Posted On April 6, 2016

Thoughts from The Theocratic Kingdom: Proposition 93

by | Apr 6, 2016 | Apologetics, Biblical Worldview, Contending

In Proposition 93, George Peters states:

“The Covenanted Kingdom is not the Christian Church.”

If the Jewish Church is not the Kingdom, then it has to be stated (and it has repeatedly thus far by Peters either by Proposition or observation), that the Christian Church is also not the future, prophesied, promised Covenanted Kingdom. We are the ekklesia and as the called and peculiar special people of God will participate in the future Kingdom. However, the Kingdom as covenanted and prophesied is still future and thus the current ekklesia cannot be stated as being the future Kingdom.

The most notable observation Peters presents in Proposition 93 is the following:

“A main leading feature in this effort to make out of the Church the predicted Kingdom of the Messiah, is found in applying to the present, things relating to the Church which are spoken of as prospectively (the present used as the future, Prop. 65, Obs. 9), as e.g. Heb. 12:22-23. Promises are given which can only, as we shall hereafter show, be realized by the Church as a completed body. This principle must not be overlooked, as e.g. the marriage of the Church, which (1) one party confines to the Church now on earth as married to Jesus; (2) another asserts is done as every believer enters the third heaven, so that recently a prominent theologian delivered a funeral discourse in which he made a distinguished minister, deceased, sitting down and already enjoying the marriage supper, etc.; (3) while still another declares the same to be still future as the Scriptures and the early Church locate it, viz.: to occur only at the Second Advent. It will be satisfactorily seen, as we proceed, that many promises, that are only to be realized in the future Kingdom, are seized and appropriated to the Church; and this is not only done by the Popes quoting and applying it to themselves, as earthly Heads of the Church, Millennial predictions, but by Protestants in their laudation of Churches. This is done not only from motives of self-interest and ambition, but with a sincere desire to indicate the honor, stability, and perpetuity of Christ’s Kingdom. Well may the former be attributed to some of the representatives of the Papacy who even appropriated descriptions applicable to Jesus unto themselves, while the latter is seen in the well-intentioned denomination of the Church by the phrase “the City of God”, given by Augustine, followed by the multitude, and recently re-introduced by Mansel, Abbey, and others. It is notorious that the names Israel, Judah, and Jerusalem are regarded by a host of writers as synonymous with the Church, without any regard to the connection of the prophecy that the same Israel, Judah and Jerusalem acted and overthrown for its sinfulness, is to be restored to favor, and is thus meant. The curses pronounced, are all carefully heaped upon them severally and shown in their case to be sadly realized, while the blessings promised to the identically same nation and city are taken from them and carefully bestowed upon the Gentile churches. Is this honest to the Record?”
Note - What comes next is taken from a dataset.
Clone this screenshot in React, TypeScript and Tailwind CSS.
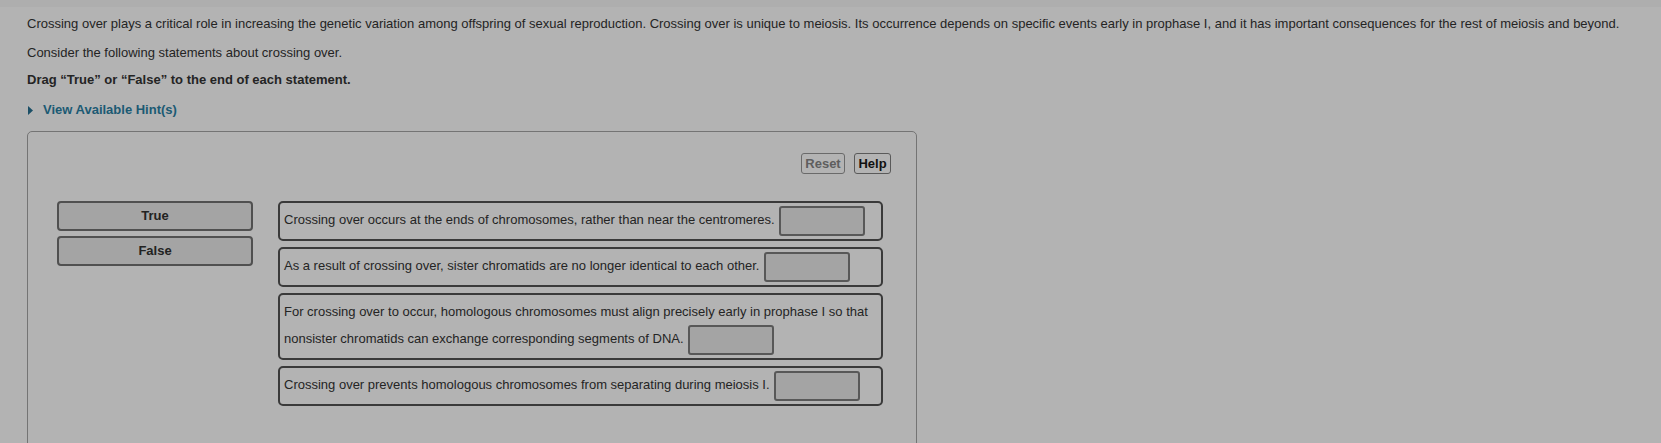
import React from 'react';

const statements = [
  'Crossing over occurs at the ends of chromosomes, rather than near the centromeres.',
  'As a result of crossing over, sister chromatids are no longer identical to each other.',
  'For crossing over to occur, homologous chromosomes must align precisely early in prophase I so that nonsister chromatids can exchange corresponding segments of DNA.',
  'Crossing over prevents homologous chromosomes from separating during meiosis I.',
];

function Label({ text }: { text: string }) {
  return (
    <div className="h-[30px] flex items-center justify-center rounded-[4px] border-2 border-[#505050] bg-[#a4a4a4] text-[13px] font-bold text-[#222]">
      {text}
    </div>
  );
}

function Statement({ text }: { text: string }) {
  return (
    <div className="rounded-[5px] border-2 border-[#3a3a3a] px-[4px] py-[3px] text-[13px] leading-[27px] text-[#242424]">
      {text}{' '}
      <span className="ml-px inline-block h-[30px] w-[86px] align-middle rounded-[3px] border-2 border-[#585858] bg-[#a4a4a4]" />
    </div>
  );
}

export default function App() {
  return (
    <div className="min-h-screen bg-[#b3b3b3] font-['Liberation_Sans',Arial,sans-serif] text-[#242424]">
      {/* top strip */}
      <div className="h-[7px] bg-[#aeaeae]" />

      <div className="px-[27px] pt-[7px]">
        <p className="text-[13px] leading-[20px]">
          Crossing over plays a critical role in increasing the genetic variation among offspring of sexual reproduction. Crossing over is unique to meiosis. Its occurrence depends on specific events early in prophase I, and it has important consequences for the rest of meiosis and beyond.
        </p>
        <p className="mt-[9px] text-[13px] leading-[20px]">Consider the following statements about crossing over.</p>
        <p className="mt-[7px] text-[13px] leading-[20px] font-bold">
          Drag “True” or “False” to the end of each statement.
        </p>

        <div className="mt-[10px] flex items-center gap-[10px] text-[13px] leading-[20px] font-bold text-[#1b5a73]">
          <svg width="5" height="9" viewBox="0 0 5 9" className="ml-px">
            <polygon points="0,0 5,4.5 0,9" fill="#1b4f66" />
          </svg>
          <span>View Available Hint(s)</span>
        </div>

        {/* activity panel */}
        <div className="mt-[11px] w-[890px] rounded-[5px] border border-[#747474] pt-[21px] pb-[60px]">
          <div className="flex justify-end gap-[9px] pr-[25px]">
            <button className="h-[21px] w-[44px] rounded-[3px] border border-[#6a6a6a] text-[13px] font-bold text-[#5e5e5e]">
              Reset
            </button>
            <button className="h-[21px] w-[37px] rounded-[3px] border border-[#5a5a5a] text-[13px] font-bold text-[#111]">
              Help
            </button>
          </div>

          <div className="mt-[27px] flex gap-[25px] pl-[29px]">
            <div className="flex w-[196px] flex-col gap-[5px]">
              <Label text="True" />
              <Label text="False" />
            </div>
            <div className="flex w-[605px] flex-col gap-[6px]">
              {statements.map((s) => (
                <Statement key={s} text={s} />
              ))}
            </div>
          </div>
        </div>
      </div>
    </div>
  );
}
This is a power packed and important observation. I will respond to Peters’ concluding question with a resounding no it is not honest to the Record the approach taken by many on this subject. Peters aptly notes an important reality, namely that while the ekklesia is indeed the bride with the Messiah being the bridegroom, there is a marriage process that must take place. This marriage process is known as betrothal. The people of God are currently in the first phase of this process where the Father (God), has selected a bride (corporate consisting of individuals both from the OT and NT eras) for His Son. When the Father says it is time, the Son will come for the bride and will establish His Kingdom. Thus, we see not only from God’s covenants but also from the marriage process we are in as the bride the reality that it is not until the future Kingdom that the bride gets to reside with the bridegroom. This has huge impacts on a number of theological issues such as eschatology, ecclesiology, etc. We are presently God’s people (the ekklesia) who are looking forward to the establishment of the Kingdom ruled by the Messiah on earth.